GIVEN MATERIAL —
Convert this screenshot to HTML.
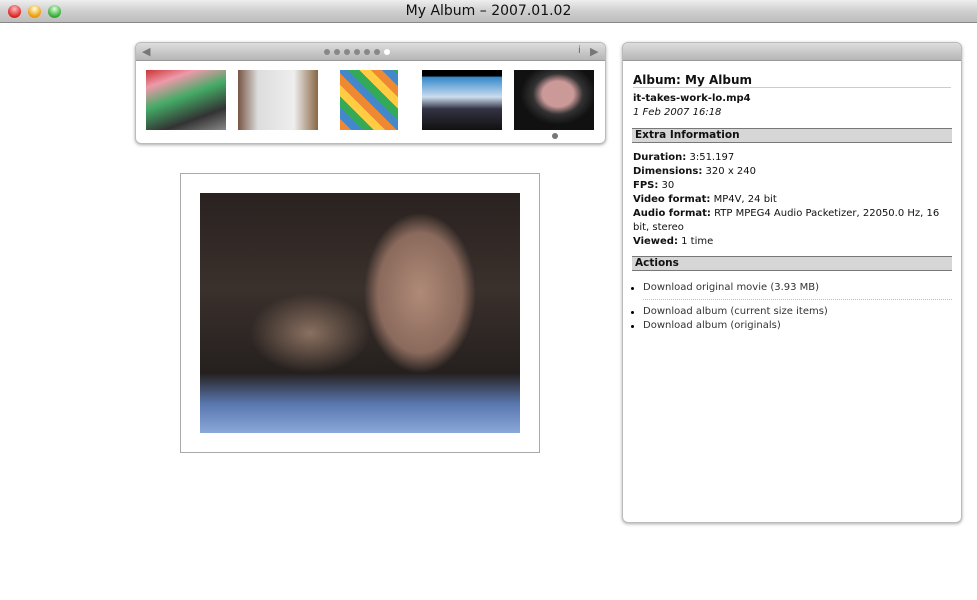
<!DOCTYPE html>
<html><head><style>
body{margin:0;width:977px;height:600px;background:#fff;position:relative;overflow:hidden;font-family:"DejaVu Sans",Verdana,sans-serif;font-size:10px;color:#111}
.tb{position:absolute;left:0;top:0;width:977px;height:22px;background:linear-gradient(#eee,#cfcfcf 50%,#bdbdbd);border-bottom:1px solid #888;text-align:center;font:14px/22px "DejaVu Sans",sans-serif;color:#111}
.b{position:absolute;top:5px;width:13px;height:13px;border-radius:50%}
.strip{position:absolute;left:135px;top:42px;width:469px;height:100px;border:1px solid #bbb;border-radius:6px;box-shadow:0 1px 3px #aaa;overflow:hidden;background:#fff}
.hd{height:17px;background:linear-gradient(#ddd,#b6b6b6);border-bottom:1px solid #999;position:relative}
.th{position:absolute;top:27px;width:80px;height:60px}
.side{position:absolute;left:622px;top:42px;width:338px;height:479px;border:1px solid #bbb;border-radius:6px;box-shadow:0 1px 3px #aaa;overflow:hidden;background:#fff}
.sec{margin:0 9px;background:#d6d6d6;border-top:1px solid #777;border-bottom:1px solid #777;font-weight:bold;padding:0 3px;height:13px;line-height:13px;font-size:10.5px}
.c{margin:0 10px;line-height:14px}
.d{position:absolute;top:6px;width:6px;height:6px;border-radius:50%;background:#888}
ul{margin:0;padding:0 0 0 20px;list-style:none;position:relative}
li{position:relative}
li:before{content:"";position:absolute;left:-12px;top:6px;width:3px;height:3px;border-radius:50%;background:#000}
</style></head><body>
<div class="tb">My Album – 2007.01.02
<div class="b" style="left:8px;background:radial-gradient(circle at 50% 30%,#fbb,#d22 70%)"></div>
<div class="b" style="left:28px;background:radial-gradient(circle at 50% 30%,#ffd,#e90 70%)"></div>
<div class="b" style="left:48px;background:radial-gradient(circle at 50% 30%,#dfd,#3a3 70%)"></div>
</div>
<div class="strip"><div class="hd">
<span style="position:absolute;left:6px;top:2px;color:#777;font-size:11px">◀</span>
<div class="d" style="left:188px"></div><div class="d" style="left:198px"></div><div class="d" style="left:208px"></div><div class="d" style="left:218px"></div><div class="d" style="left:228px"></div><div class="d" style="left:238px"></div><div class="d" style="left:248px;background:#fff"></div>
<span style="position:absolute;left:442px;top:2px;color:#666">i</span>
<span style="position:absolute;left:454px;top:2px;color:#777;font-size:11px">▶</span>
</div>
<div class="th" style="left:10px;background:linear-gradient(160deg,#c33,#e9a 20%,#4a6 45%,#333 75%,#888)"></div>
<div class="th" style="left:102px;background:linear-gradient(90deg,#754,#ddd 25%,#eee 70%,#864)"></div>
<div class="th" style="left:204px;width:58px;background:repeating-linear-gradient(45deg,#e83 0 8px,#48c 8px 16px,#3a5 16px 24px,#fc4 24px 32px)"></div>
<div class="th" style="left:286px;background:linear-gradient(#000 0 10%,#38c 12%,#cde 45%,#334 65%,#111)"></div>
<div class="th" style="left:378px;background:radial-gradient(ellipse at 55% 40%,#c99 0 25%,#333 40%,#111 60%),#124"></div>
<div style="position:absolute;left:416px;top:90px;width:6px;height:6px;border-radius:50%;background:#777"></div>
</div>
<div style="position:absolute;left:180px;top:173px;width:358px;height:278px;border:1px solid #aaa"></div>
<div style="position:absolute;left:200px;top:193px;width:320px;height:240px;background:radial-gradient(ellipse 70px 100px at 220px 100px,#b08a78 0,#8a6a5c 60%,transparent 80%),radial-gradient(ellipse 60px 40px at 110px 140px,#8a7060,transparent),linear-gradient(#2a2220,#3a302c 40%,#25201e 75%,#5a78b0 88%,#8aa8d8)"></div>
<div class="side"><div class="hd"></div>
<div class="c" style="margin-top:12px;font-size:12px;font-weight:bold;border-bottom:1px solid #ccc;padding-bottom:0">Album: My Album</div>
<div class="c" style="margin-top:4px"><b>it-takes-work-lo.mp4</b><br><i>1 Feb 2007 16:18</i></div>
<div class="sec" style="margin-top:8px">Extra Information</div>
<div class="c" style="margin-top:8px"><b>Duration:</b> 3:51.197<br><b>Dimensions:</b> 320 x 240<br><b>FPS:</b> 30<br><b>Video format:</b> MP4V, 24 bit<br><b>Audio format:</b> RTP MPEG4 Audio Packetizer, 22050.0 Hz, 16 bit, stereo<br><b>Viewed:</b> 1 time</div>
<div class="sec" style="margin-top:7px">Actions</div>
<ul style="margin:10px 9px 0 0;line-height:14px;color:#333">
<li style="border-bottom:1px dotted #bbb;padding-bottom:4px">Download original movie (3.93 MB)</li>
<li style="margin-top:5px">Download album (current size items)</li>
<li>Download album (originals)</li></ul>
</div>
</body></html>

EXERCISE — Produce an exact copy of each line of data, skipping embedded images.

EXERCISE RESPONSE —
Convert this screenshot to HTML.
<!DOCTYPE html>
<html><head><style>
body{margin:0;width:977px;height:600px;background:#fff;position:relative;overflow:hidden;font-family:"DejaVu Sans",Verdana,sans-serif;font-size:10px;color:#111}
.tb{position:absolute;left:0;top:0;width:977px;height:22px;background:linear-gradient(#eee,#cfcfcf 50%,#bdbdbd);border-bottom:1px solid #888;text-align:center;font:14px/22px "DejaVu Sans",sans-serif;color:#111}
.b{position:absolute;top:5px;width:13px;height:13px;border-radius:50%}
.strip{position:absolute;left:135px;top:42px;width:469px;height:100px;border:1px solid #bbb;border-radius:6px;box-shadow:0 1px 3px #aaa;overflow:hidden;background:#fff}
.hd{height:17px;background:linear-gradient(#ddd,#b6b6b6);border-bottom:1px solid #999;position:relative}
.th{position:absolute;top:27px;width:80px;height:60px}
.side{position:absolute;left:622px;top:42px;width:338px;height:479px;border:1px solid #bbb;border-radius:6px;box-shadow:0 1px 3px #aaa;overflow:hidden;background:#fff}
.sec{margin:0 9px;background:#d6d6d6;border-top:1px solid #777;border-bottom:1px solid #777;font-weight:bold;padding:0 3px;height:13px;line-height:13px;font-size:10.5px}
.c{margin:0 10px;line-height:14px}
.d{position:absolute;top:6px;width:6px;height:6px;border-radius:50%;background:#888}
ul{margin:0;padding:0 0 0 20px;list-style:none;position:relative}
li{position:relative}
li:before{content:"";position:absolute;left:-12px;top:6px;width:3px;height:3px;border-radius:50%;background:#000}
</style></head><body>
<div class="tb">My Album – 2007.01.02
<div class="b" style="left:8px;background:radial-gradient(circle at 50% 30%,#fbb,#d22 70%)"></div>
<div class="b" style="left:28px;background:radial-gradient(circle at 50% 30%,#ffd,#e90 70%)"></div>
<div class="b" style="left:48px;background:radial-gradient(circle at 50% 30%,#dfd,#3a3 70%)"></div>
</div>
<div class="strip"><div class="hd">
<span style="position:absolute;left:6px;top:2px;color:#777;font-size:11px">◀</span>
<div class="d" style="left:188px"></div><div class="d" style="left:198px"></div><div class="d" style="left:208px"></div><div class="d" style="left:218px"></div><div class="d" style="left:228px"></div><div class="d" style="left:238px"></div><div class="d" style="left:248px;background:#fff"></div>
<span style="position:absolute;left:442px;top:2px;color:#666">i</span>
<span style="position:absolute;left:454px;top:2px;color:#777;font-size:11px">▶</span>
</div>
<div class="th" style="left:10px;background:linear-gradient(160deg,#c33,#e9a 20%,#4a6 45%,#333 75%,#888)"></div>
<div class="th" style="left:102px;background:linear-gradient(90deg,#754,#ddd 25%,#eee 70%,#864)"></div>
<div class="th" style="left:204px;width:58px;background:repeating-linear-gradient(45deg,#e83 0 8px,#48c 8px 16px,#3a5 16px 24px,#fc4 24px 32px)"></div>
<div class="th" style="left:286px;background:linear-gradient(#000 0 10%,#38c 12%,#cde 45%,#334 65%,#111)"></div>
<div class="th" style="left:378px;background:radial-gradient(ellipse at 55% 40%,#c99 0 25%,#333 40%,#111 60%),#124"></div>
<div style="position:absolute;left:416px;top:90px;width:6px;height:6px;border-radius:50%;background:#777"></div>
</div>
<div style="position:absolute;left:180px;top:173px;width:358px;height:278px;border:1px solid #aaa"></div>
<div style="position:absolute;left:200px;top:193px;width:320px;height:240px;background:radial-gradient(ellipse 70px 100px at 220px 100px,#b08a78 0,#8a6a5c 60%,transparent 80%),radial-gradient(ellipse 60px 40px at 110px 140px,#8a7060,transparent),linear-gradient(#2a2220,#3a302c 40%,#25201e 75%,#5a78b0 88%,#8aa8d8)"></div>
<div class="side"><div class="hd"></div>
<div class="c" style="margin-top:12px;font-size:12px;font-weight:bold;border-bottom:1px solid #ccc;padding-bottom:0">Album: My Album</div>
<div class="c" style="margin-top:4px"><b>it-takes-work-lo.mp4</b><br><i>1 Feb 2007 16:18</i></div>
<div class="sec" style="margin-top:8px">Extra Information</div>
<div class="c" style="margin-top:8px"><b>Duration:</b> 3:51.197<br><b>Dimensions:</b> 320 x 240<br><b>FPS:</b> 30<br><b>Video format:</b> MP4V, 24 bit<br><b>Audio format:</b> RTP MPEG4 Audio Packetizer, 22050.0 Hz, 16 bit, stereo<br><b>Viewed:</b> 1 time</div>
<div class="sec" style="margin-top:7px">Actions</div>
<ul style="margin:10px 9px 0 0;line-height:14px;color:#333">
<li style="border-bottom:1px dotted #bbb;padding-bottom:4px">Download original movie (3.93 MB)</li>
<li style="margin-top:5px">Download album (current size items)</li>
<li>Download album (originals)</li></ul>
</div>
</body></html>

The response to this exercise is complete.